» **To do**
All of the lines below are to be printed again exactly; images are excluded from the output.

» **Given information**
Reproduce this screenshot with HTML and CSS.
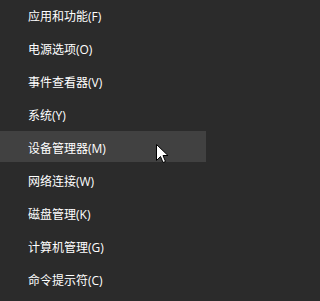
FILE: index.html
```html
<!DOCTYPE html>
<html lang="zh-CN">
<head>
<meta charset="utf-8">
<link rel="stylesheet" href="styles.css">
</head>
<body>
<ul class="menu">
  <li class="item">应用和功能(F)</li>
  <li class="item">电源选项(O)</li>
  <li class="item">事件查看器(V)</li>
  <li class="item">系统(Y)</li>
  <li class="item active">设备管理器(M)</li>
  <li class="item">网络连接(W)</li>
  <li class="item">磁盘管理(K)</li>
  <li class="item">计算机管理(G)</li>
  <li class="item">命令提示符(C)</li>
</ul>
<svg class="cursor" width="13" height="20" viewBox="0 0 13 20">
  <path d="M0.5 0.5 L0.5 16.5 L4.5 12.5 L7 18.5 L9.5 17.5 L7 11.5 L12 11.5 Z" fill="#ffffff" stroke="#000000" stroke-width="1" stroke-linejoin="miter"/>
</svg>
</body>
</html>
```
FILE: styles.css
```css
html, body {
  margin: 0;
  padding: 0;
  background: #2b2b2b;
  width: 206px;
  height: 301px;
  overflow: hidden;
}
.menu {
  list-style: none;
  margin: 0;
  padding: 0;
  display: flex;
  flex-direction: column;
}
.item {
  height: 33px;
  line-height: 33px;
  padding-left: 28px;
  font-family: "Open Sans", "Noto Sans CJK SC", sans-serif;
  font-size: 12px;
  color: #ffffff;
  white-space: nowrap;
}
.item.active {
  background: #414141;
  height: 31px;
  line-height: 35px;
  margin-top: -1px;
  margin-bottom: 3px;
}
.cursor {
  position: absolute;
  left: 156px;
  top: 144px;
}
```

» **Final result**
Reproduce this screenshot with HTML and CSS.
FILE: index.html
```html
<!DOCTYPE html>
<html lang="zh-CN">
<head>
<meta charset="utf-8">
<link rel="stylesheet" href="styles.css">
</head>
<body>
<ul class="menu">
  <li class="item">应用和功能(F)</li>
  <li class="item">电源选项(O)</li>
  <li class="item">事件查看器(V)</li>
  <li class="item">系统(Y)</li>
  <li class="item active">设备管理器(M)</li>
  <li class="item">网络连接(W)</li>
  <li class="item">磁盘管理(K)</li>
  <li class="item">计算机管理(G)</li>
  <li class="item">命令提示符(C)</li>
</ul>
<svg class="cursor" width="13" height="20" viewBox="0 0 13 20">
  <path d="M0.5 0.5 L0.5 16.5 L4.5 12.5 L7 18.5 L9.5 17.5 L7 11.5 L12 11.5 Z" fill="#ffffff" stroke="#000000" stroke-width="1" stroke-linejoin="miter"/>
</svg>
</body>
</html>
```
FILE: styles.css
```css
html, body {
  margin: 0;
  padding: 0;
  background: #2b2b2b;
  width: 206px;
  height: 301px;
  overflow: hidden;
}
.menu {
  list-style: none;
  margin: 0;
  padding: 0;
  display: flex;
  flex-direction: column;
}
.item {
  height: 33px;
  line-height: 33px;
  padding-left: 28px;
  font-family: "Open Sans", "Noto Sans CJK SC", sans-serif;
  font-size: 12px;
  color: #ffffff;
  white-space: nowrap;
}
.item.active {
  background: #414141;
  height: 31px;
  line-height: 35px;
  margin-top: -1px;
  margin-bottom: 3px;
}
.cursor {
  position: absolute;
  left: 156px;
  top: 144px;
}
```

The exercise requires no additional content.